Lake Powell

Lake Powell is an artificial lake that crosses the state border between Utah and Arizona, in the United States. It is a reservoir that was created from diverted water from the Colorado River, one of the largest rivers in the area. It is the second-largest constructed reservoir behind Lake Mead, which was also formed from the Colorado River. The lake has a surface area of approximately 161,390 acres, and measures 40 kilometers across. It reaches a maximum depth of 178 meters, though on average it is around 40 meters deep.

The lake itself covers areas in the Saun Juan, Garfield and Kane counties of south Utah, and ventures into a small section of north Arizona, in Coconino County, including the Hite Crossing Bridge.


Lake Powell is named after a civil war veteran named John Wesley Powell. He was known for having explored large sections of the Colorado River in 1869 on a series of small wooden boats. The lake itself was created in September of 1963, and is managed by the national park service.


Lake Powell
Alstrom Point, Lake Powell, Page, Arizona.

Lake Powell derives from the Colorado River, but was created by intentionally flooding the Glen Canyon. By adjusting the outflow of the Glen Canyon Dam, water was allowed to flood the canyon and basins, filling the reservoir that then became Lake Powell. Several lakes in the area were created in a similar way, by directing the flow of the Colorado River.

Construction began with the first demolition blast in 1956, which started the process of clearing tunnels to divert the flow of the river. By 1959 water began to flow through these tunnels, and work on the dams began. Over the next four years, concrete was poured and dams were constructed in order to complete the basin which would become the lake reservoir. Construction finally ended in September of 1963. It then took 16 years for the lake to fully fill, reaching its optimal level of 1,100 meters in 1980.

Purpose And Recreation

Lake Powell
Rainbow Bridge Cruise at Lake Powell.

Lake Powell is used as a water storage basin, for the upper states of the Colorado River Compact - namely New Mexico, Colorado, Utah and Wyoming. The lake has also become a popular tourist destination, and receives some two million visitors annually. It is known for its impressive scenery, distinct landmarks, and variety of outdoor activities. Water activities have historically been especially popular on the lake, and rafting tours and trips were common, especially in Horseshoe Bend. Additionally Lake Powell has an abundance of houseboats, which can be rented out for short and long term stays. Lake Powell Marina caters to the many water-sport enthusiasts that travel to Lake Powell every year, however the lake has experienced some setbacks to some of these recreational activities in recent years.

Threats To The Lake

Lake Powell
Dried up lake bed of Lake Powell. Climate change is driving the changes in the water level of the reservoir.
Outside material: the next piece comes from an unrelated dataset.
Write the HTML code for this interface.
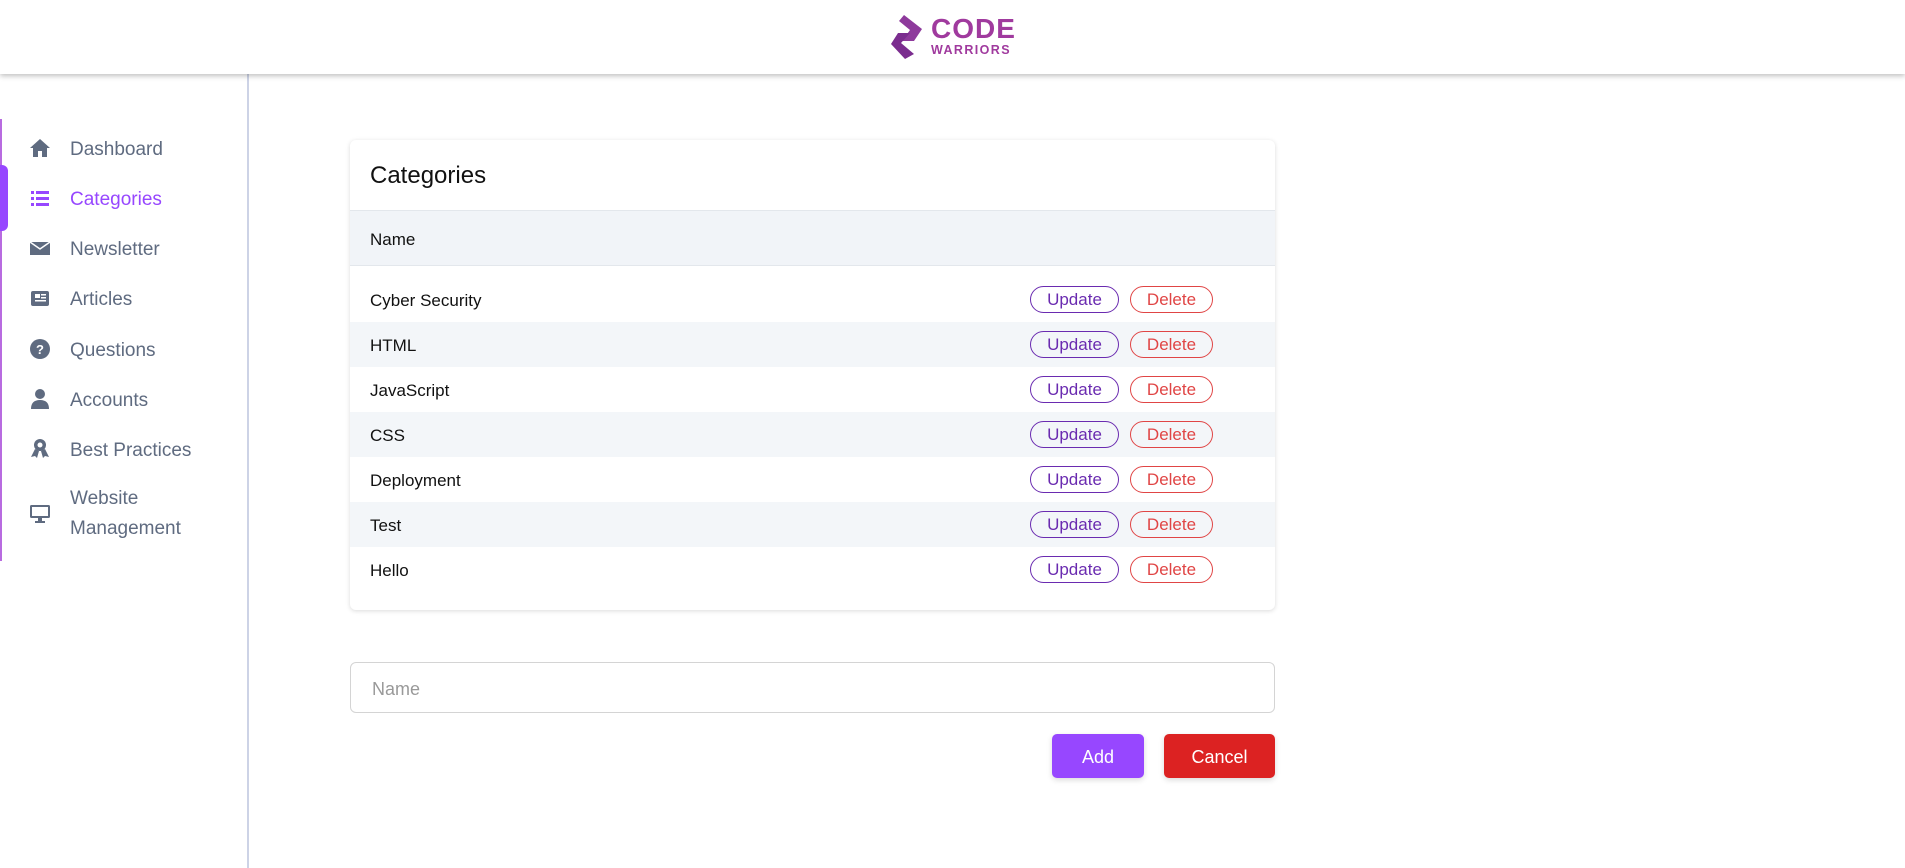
<!DOCTYPE html>
<html><head><meta charset="utf-8"><style>
*{box-sizing:border-box;margin:0;padding:0}
body{width:1905px;height:868px;overflow:hidden;background:#fff;font-family:"Liberation Sans",sans-serif;position:relative}
.hdr{position:absolute;left:0;top:0;width:1905px;height:74px;background:#fff;box-shadow:0 2px 5px rgba(0,0,0,.25);z-index:2}
.side{position:absolute;left:0;top:74px;width:249px;height:794px;border-right:2px solid #cdd3e6}
.vline{position:absolute;left:0;top:119px;width:2px;height:442px;background:#b86be0}
.act{position:absolute;left:0;top:165px;width:8px;height:66px;background:#9747ff;border-radius:0 6px 6px 0}
.nav{position:absolute;left:70px;font-size:19px;color:#5f6b80}
.ic{position:absolute;left:29px;width:22px;height:22px}
.card{position:absolute;left:350px;top:140px;width:925px;height:470px;border-radius:6px;box-shadow:0 1px 5px rgba(0,0,0,.15);background:#fff;overflow:hidden}
.title{position:absolute;left:20px;top:22px;font-size:24px;color:#111}
.th{position:absolute;left:0;top:70px;width:925px;height:56px;background:#f1f4f8;border-top:1px solid #e3e7ec;border-bottom:1px solid #e3e7ec}
.th span{position:absolute;left:20px;top:19px;font-size:17px;color:#111}
.row{position:absolute;left:0;width:925px;height:45px}
.row.s{background:#f3f6f9}
.row .n{position:absolute;left:20px;top:14px;font-size:17px;color:#111}
.b{position:absolute;top:9px;height:27px;border-radius:14px;font-size:17px;text-align:center;line-height:26px;border:1px solid}
.u{left:680px;width:89px;color:#6a2bb0;border-color:#6a2bb0}
.d{left:780px;width:83px;color:#e04545;border-color:#e04545}
.inp{position:absolute;left:350px;top:662px;width:925px;height:51px;border:1px solid #d4d4d4;border-radius:6px}
.inp span{position:absolute;left:21px;top:16px;font-size:18px;color:#999}
.btn{position:absolute;top:734px;height:44px;border-radius:5px;color:#fff;font-size:18px;text-align:center;line-height:46px;box-shadow:0 2px 6px rgba(0,0,0,.15)}
</style></head><body>
<div class="hdr">
<svg style="position:absolute;left:888px;top:14px" width="40" height="46" viewBox="0 0 40 46">
<path d="M16 1 L34 15 L26 27 L14 27 L22 16 L11 7 Z" fill="#8e3a9c"/>
<path d="M22 19 L10 19 L3 30 L17 45 L26 40 L13 29 Z" fill="#7b2d8f"/>
</svg>
<div style="position:absolute;left:931px;top:15px;font-size:28px;font-weight:bold;color:#a03a9e;letter-spacing:1px;line-height:28px">CODE</div>
<div style="position:absolute;left:931px;top:44px;font-size:12.5px;font-weight:bold;color:#a03a9e;line-height:13px;letter-spacing:1.4px">WARRIORS</div>
</div>
<div class="side"></div>
<div class="vline"></div><div class="act"></div>
<svg class="ic" style="top:137px" viewBox="0 0 22 22"><path d="M11 2 L1 11 L4 11 L4 20 L9 20 L9 14 L13 14 L13 20 L18 20 L18 11 L21 11 Z" fill="#5f6b80"/></svg>
<div class="nav" style="top:139px">Dashboard</div>
<svg class="ic" style="top:187px" viewBox="0 0 22 22"><g fill="#9747ff"><rect x="2" y="4" width="3" height="3"/><rect x="2" y="10" width="3" height="3"/><rect x="2" y="16" width="3" height="3"/><rect x="7" y="4" width="13" height="3"/><rect x="7" y="10" width="13" height="3"/><rect x="7" y="16" width="13" height="3"/></g></svg>
<div class="nav" style="top:189px;color:#9747ff">Categories</div>
<svg class="ic" style="top:237px" viewBox="0 0 22 22"><path d="M1 5 H21 V18 H1 Z" fill="#5f6b80"/><path d="M1 5 L11 12 L21 5" stroke="#fff" stroke-width="1.5" fill="none"/></svg>
<div class="nav" style="top:239px">Newsletter</div>
<svg class="ic" style="top:287px" viewBox="0 0 22 22"><rect x="2" y="4" width="18" height="15" rx="2" fill="#5f6b80"/><rect x="6" y="7" width="5" height="4" fill="#fff"/><rect x="12" y="7" width="5" height="1.5" fill="#fff"/><rect x="12" y="10" width="5" height="1.5" fill="#fff"/><rect x="6" y="13" width="11" height="1.5" fill="#fff"/></svg>
<div class="nav" style="top:289px">Articles</div>
<svg class="ic" style="top:338px" viewBox="0 0 22 22"><circle cx="11" cy="11" r="10" fill="#5f6b80"/><text x="11" y="16" font-size="13" font-weight="bold" fill="#fff" text-anchor="middle" font-family="Liberation Sans">?</text></svg>
<div class="nav" style="top:340px">Questions</div>
<svg class="ic" style="top:388px" viewBox="0 0 22 22"><circle cx="11" cy="6" r="5" fill="#5f6b80"/><path d="M2 21 Q2 12 11 12 Q20 12 20 21 Z" fill="#5f6b80"/></svg>
<div class="nav" style="top:390px">Accounts</div>
<svg class="ic" style="top:437px" viewBox="0 0 22 22"><circle cx="11" cy="8" r="6" fill="#5f6b80"/><circle cx="11" cy="8" r="2.5" fill="#fff"/><path d="M6 12 L2 20 L6 19 L8 21 L10 14 Z M16 12 L20 20 L16 19 L14 21 L12 14 Z" fill="#5f6b80"/></svg>
<div class="nav" style="top:440px">Best Practices</div>
<svg class="ic" style="top:502px" viewBox="0 0 22 22"><rect x="1" y="3" width="20" height="13" rx="1.5" fill="#5f6b80"/><rect x="3" y="5" width="16" height="9" fill="#fff"/><rect x="9" y="16" width="4" height="3" fill="#5f6b80"/><rect x="6" y="19" width="10" height="2" fill="#5f6b80"/></svg>
<div class="nav" style="top:484px;line-height:30px">Website<br>Management</div>

<div class="card">
<div class="title">Categories</div>
<div class="th"><span>Name</span></div>
<div class="row" style="top:137px"><span class="n">Cyber Security</span><span class="b u">Update</span><span class="b d">Delete</span></div>
<div class="row s" style="top:182px"><span class="n">HTML</span><span class="b u">Update</span><span class="b d">Delete</span></div>
<div class="row" style="top:227px"><span class="n">JavaScript</span><span class="b u">Update</span><span class="b d">Delete</span></div>
<div class="row s" style="top:272px"><span class="n">CSS</span><span class="b u">Update</span><span class="b d">Delete</span></div>
<div class="row" style="top:317px"><span class="n">Deployment</span><span class="b u">Update</span><span class="b d">Delete</span></div>
<div class="row s" style="top:362px"><span class="n">Test</span><span class="b u">Update</span><span class="b d">Delete</span></div>
<div class="row" style="top:407px"><span class="n">Hello</span><span class="b u">Update</span><span class="b d">Delete</span></div>
</div>
<div class="inp"><span>Name</span></div>
<div class="btn" style="left:1052px;width:92px;background:#9747ff">Add</div>
<div class="btn" style="left:1164px;width:111px;background:#dc2222">Cancel</div>
</body></html>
Unfortunately the environment of Lake Powell is under threat. The water level in the reservoir reached an all-time low in 2021. Researchers expect that the water levels will only continue to decline as the year stretches on. The primary cause of the water decline is climate change, which is causing widespread drought across the United States. 

This not only affects recreational activities on the lake, but also means that the amount of water available for users of any reservoir along the Colorado River Basin will be significantly decreased. Increasing temperatures and a lack of precipitation have led to harsher and more sustained droughts in the area, and throughout the western United States, impacting not only Lake Powell but several other reservoirs and natural lakes in the area.

Lake Powell
A carp fish in Lake Powell.

One of the other threats to the natural ecosystem of Lake Powell is the increase in invasive species. One of the most destructive invasive species which have caused problems in many North American waters are zebra mussels and Quagga mussels. These small, hard-shelled crustaceans may seem harmless, but they can be a menace that completely throw off a food chain or ecosystem’s delicate balance. 

These mussels invade new bodies of water by attaching to the bottoms of boats, and being transported to new areas when that boat enters new waters. Once either of these species enter a new environment, they multiply quickly, and feed off of zooplankton and algae in those waters. This means that other native species that relied on those food sources are threatened, or can even die out as their food sources are depleted. 

The mussels can also be destructive to the surfaces they attach to. They not only pose a threat to boats, but to canyon walls, dams, and reservoir structures. 

Understanding how climate change and human activity impacts these lakes and ecosystems can help prevent further damage to these much-needed resources and environments. Whether they are human-made reservoirs or natural lakes, looking at the bigger picture will allow for the longevity  of Lake Powell and other lakes like it.